About the Spurs: They were perhaps taken by surprise by the Mavericks, but responded emphatically in Game 7, enough to erase most if not all of the questions about their energy level and whether there's any gas left in the tank. When it comes to the Spurs, though, you know what's coming. The ball will move and touch any number of hands, Tony Parker will reach the rim and Tim Duncan is the player who makes it all possible. The Spurs have the balance of an Olympic gymnast and every player on the floor will find a way to make his mark. The only real disappointment in the first round was the surprising play of Kawhi Leonard (11 points, 7.7 rebounds), who only mildly impacted some games while disappearing from others. On the flip side, Manu Ginobili averaged 17 points and gave Parker a breather by assuming a share of the ballhandling. 

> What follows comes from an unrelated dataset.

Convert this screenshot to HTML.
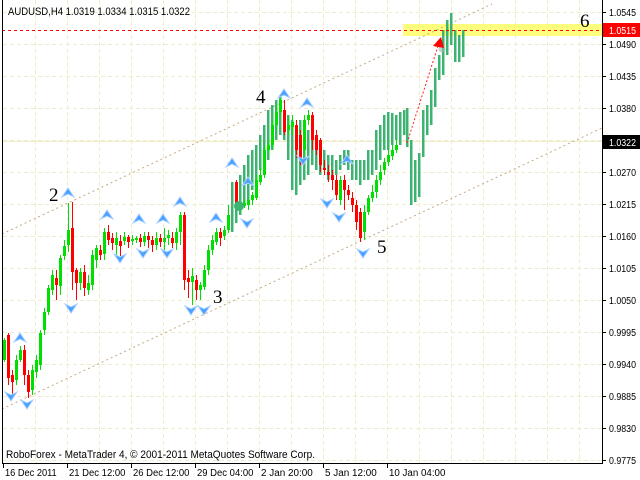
<!DOCTYPE html>
<html><head><meta charset="utf-8">
<style>
html,body{margin:0;padding:0;background:#fff;}
svg{display:block;font-family:"Liberation Sans",sans-serif;}
</style></head>
<body>
<svg id="c" width="640" height="480" viewBox="0 0 640 480" xmlns="http://www.w3.org/2000/svg">
<rect width="640" height="480" fill="#fff"/>
<g id="grid" stroke="#efeccb" stroke-width="1" stroke-dasharray="4,3"></g>
<rect x="403" y="24" width="199" height="12" fill="#ffff66" opacity="0.85"/>
<line x1="2" y1="141.5" x2="602" y2="141.5" stroke="#f2efc8" stroke-width="1"/>
<g stroke="#c8a882" stroke-width="1" stroke-dasharray="2,3" fill="none">
<line x1="2" y1="234" x2="492" y2="4"/>
<line x1="2" y1="409" x2="602" y2="128"/>
</g>
<g id="bars"></g>
<g id="cand"></g>
<circle cx="239" cy="206" r="5" fill="#3cb371"/>
<circle cx="442" cy="49" r="3.5" fill="#9ab8b0" opacity="0.6"/>
<line x1="407" y1="143" x2="438" y2="46" stroke="#ff2020" stroke-width="1" stroke-dasharray="2,2"/>
<polygon points="441,37 433,46 444,48" fill="#ff0000"/>
<line x1="2" y1="30.5" x2="602" y2="30.5" stroke="#ff0000" stroke-width="1" stroke-dasharray="3,3"/>
<g id="arr"></g>
<g font-family="'Liberation Serif',serif" font-size="19" fill="#000">
<text x="49" y="201">2</text><text x="256" y="103">4</text><text x="213" y="303">3</text><text x="377" y="253">5</text><text x="580" y="27">6</text>
</g>
<line x1="2.5" y1="0" x2="2.5" y2="463" stroke="#000"/>
<line x1="602.5" y1="0" x2="602.5" y2="463" stroke="#000"/>
<line x1="2" y1="463.5" x2="603" y2="463.5" stroke="#000"/>
<g id="ax" font-size="10" fill="#000"></g>
<text x="8" y="15" font-size="11" fill="#000" textLength="182" lengthAdjust="spacingAndGlyphs">AUDUSD,H4  1.0319 1.0334 1.0315 1.0322</text>
<text x="6" y="458" font-size="11" fill="#000" textLength="309" lengthAdjust="spacingAndGlyphs">RoboForex - MetaTrader 4, © 2001-2011 MetaQuotes Software Corp.</text>
</svg>
<script>
var NS="http://www.w3.org/2000/svg";
function el(p,t,a,txt){var e=document.createElementNS(NS,t);for(var k in a)e.setAttribute(k,a[k]);if(txt!==undefined)e.textContent=txt;document.getElementById(p).appendChild(e);return e;}
var gy=[12,44,76,108,140,172,204,236,268,300,332,364,396,428,460];
gy.forEach(function(y){el("grid","line",{x1:3,y1:y+.5,x2:602,y2:y+.5});});
for(var x=35;x<602;x+=32)el("grid","line",{x1:x+.5,y1:0,x2:x+.5,y2:463});
var pl=[["1.0545",12],["1.0490",44],["1.0435",76],["1.0380",108],["1.0270",172],["1.0215",204],["1.0160",236],["1.0105",268],["1.0050",300],["0.9995",332],["0.9940",364],["0.9885",396],["0.9830",428],["0.9775",460]];
pl.forEach(function(p){el("ax","line",{x1:602,y1:p[1]+.5,x2:606,y2:p[1]+.5,stroke:"#000"});el("ax","text",{x:609,y:p[1]+4,textLength:27,lengthAdjust:"spacingAndGlyphs"},p[0]);});
el("ax","rect",{x:603,y:23,width:37,height:14,fill:"#ff0000"});
el("ax","text",{x:609,y:34,fill:"#fff",textLength:27,lengthAdjust:"spacingAndGlyphs"},"1.0515");
el("ax","rect",{x:603,y:135,width:37,height:14,fill:"#000"});
el("ax","text",{x:609,y:146,fill:"#fff",textLength:27,lengthAdjust:"spacingAndGlyphs"},"1.0322");
var tl=[[3,"16 Dec 2011"],[67,"21 Dec 12:00"],[131,"26 Dec 12:00"],[195,"29 Dec 04:00"],[259,"2 Jan 20:00"],[323,"5 Jan 12:00"],[387,"10 Jan 04:00"]];
tl.forEach(function(t){el("ax","line",{x1:t[0]+.5,y1:463,x2:t[0]+.5,y2:468,stroke:"#000"});el("ax","text",{x:t[0]+2,y:476,textLength:t[1].length*4.7,lengthAdjust:"spacingAndGlyphs"},t[1]);});
var sb=[[232,182,232],[236,183,223],[240,175,215],[244,165,205],[248,155,200],[252,150,190],[256,145,180],[260,135,170],[264,125,165],[268,110,160],[272,105,150],[276,100,140],[280,95,135],[284,110,140],[288,115,160],[292,120,190],[296,135,195],[300,120,185],[304,125,180],[308,130,175],[312,130,165],[316,140,170],[320,150,175],[324,150,170],[328,155,180],[332,155,175],[336,160,175],[340,155,170],[344,150,165],[348,150,170],[352,160,180],[356,160,180],[360,160,185],[364,160,180],[368,150,180],[372,150,175],[376,130,170],[380,125,160],[384,115,150],[388,112,150],[392,113,145],[396,115,140],[400,112,145],[404,110,135],[407,108,147],[411,140,205],[415,160,202],[419,153,197],[423,110,157],[427,105,135],[431,90,125],[435,68,107],[439,55,80],[443,30,75],[447,20,55],[451,13,45],[455,30,62],[459,35,62],[463,30,57]];
sb.forEach(function(b){el("bars","rect",{x:b[0]-1,y:b[1],width:2.5,height:b[2]-b[1],fill:"#3cb371"});});
var cd=[[4,360,340,338,362],[8,335,378,333,385],[12,375,382,370,395],[16,380,360,355,385],[20,360,350,346,362],[24,350,375,345,385],[28,375,392,370,398],[32,390,370,365,395],[36,372,360,355,378],[40,365,333,330,370],[44,330,312,308,335],[48,312,288,285,315],[52,290,275,270,295],[56,278,285,270,300],[60,286,258,255,295],[64,256,246,240,260],[68,245,230,203,252],[72,228,272,202,290],[76,270,283,268,300],[80,283,272,268,290],[84,272,288,265,296],[88,290,283,275,295],[92,285,255,250,290],[96,260,248,245,268],[100,250,255,245,260],[104,254,232,228,260],[108,232,240,225,245],[112,238,243,233,250],[116,245,238,232,255],[120,241,246,235,256],[124,241,237,232,245],[128,237,242,235,248],[132,241,239,235,245],[136,240,238,236,243],[140,238,242,234,247],[144,242,236,232,246],[148,236,240,232,248],[152,240,245,236,252],[156,245,238,232,250],[160,238,242,234,247],[164,242,238,228,250],[168,238,235,230,245],[172,238,243,232,248],[176,243,232,228,250],[180,232,215,212,245],[184,215,280,212,290],[188,278,282,270,298],[192,282,276,268,305],[196,280,290,275,300],[200,290,285,282,300],[204,287,270,265,290],[208,270,250,245,275],[212,250,240,235,255],[216,242,232,228,245],[220,232,238,228,246],[224,236,230,226,240],[228,230,215,205,233],[236,182,205,180,210],[240,208,206,203,212],[244,206,203,200,208],[248,205,200,198,210],[252,200,195,192,205],[256,198,180,175,200],[260,182,175,168,185],[264,175,150,145,178],[268,150,145,140,155],[272,145,125,120,150],[276,125,112,105,130],[280,112,100,95,118],[284,110,132,100,135],[288,130,125,118,135],[292,127,122,115,135],[296,125,150,120,158],[300,135,160,130,165],[304,150,120,115,155],[308,120,115,110,125],[312,115,140,112,150],[316,135,150,130,155],[320,140,165,138,172],[324,168,170,160,175],[328,172,175,165,182],[332,175,180,170,190],[336,180,195,175,200],[340,200,180,176,205],[344,180,190,175,210],[348,190,195,185,200],[352,198,205,192,212],[356,205,222,200,230],[360,212,238,208,242],[364,232,212,205,240],[368,212,198,195,215],[372,198,192,185,202],[376,192,180,175,198],[380,180,172,165,185],[384,170,162,158,175],[388,162,155,150,166],[392,156,150,145,160],[396,150,145,140,153]];
cd.forEach(function(c){var up=c[2]<c[1];var col=up?"#00e000":"#ff0000";
el("cand","line",{x1:c[0]+.5,y1:c[3],x2:c[0]+.5,y2:c[4],stroke:col});
var t=Math.min(c[1],c[2]),b=Math.max(c[1],c[2]);if(b-t<1)b=t+1;
el("cand","rect",{x:c[0]-1,y:t,width:3,height:b-t,fill:col});});
var ups=[[20,338],[68,193],[107,215],[139,219],[163,219],[180,202],[216,218],[232,163],[248,182],[284,94],[307,103],[347,160]];
var dns=[[11,396],[27,404],[71,308],[120,258],[143,253],[167,253],[191,310],[204,310],[247,223],[303,160],[327,203],[339,217],[363,253]];
ups.forEach(function(p){var x=p[0],y=p[1];el("arr","path",{d:"M"+x+","+(y-5)+" L"+(x+6)+","+(y+4)+" L"+x+","+(y+1)+" L"+(x-6)+","+(y+4)+"Z",fill:"#4aa0ff",stroke:"#a8d0ff","stroke-width":1});});
dns.forEach(function(p){var x=p[0],y=p[1];el("arr","path",{d:"M"+x+","+(y+5)+" L"+(x+6)+","+(y-4)+" L"+x+","+(y-1)+" L"+(x-6)+","+(y-4)+"Z",fill:"#4aa0ff",stroke:"#a8d0ff","stroke-width":1});});
</script>
</body></html>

About the series: Parker and Lillard alone will be worth the price of admission. They're both very similar, although Lillard is a superior shooter from deep while Parker gets into the paint much easier. The other intriguing matchup is Duncan and Aldridge. If Duncan, whose defense has been superb, can limit Aldridge, the Blazers really don't have another big player who can score. The teams split in the regular season and Portland was one of the few winning teams that didn't give the Spurs much trouble.

The prediction: Blazers in 7. Portland has enough of an inside-outside attack to pull the upset.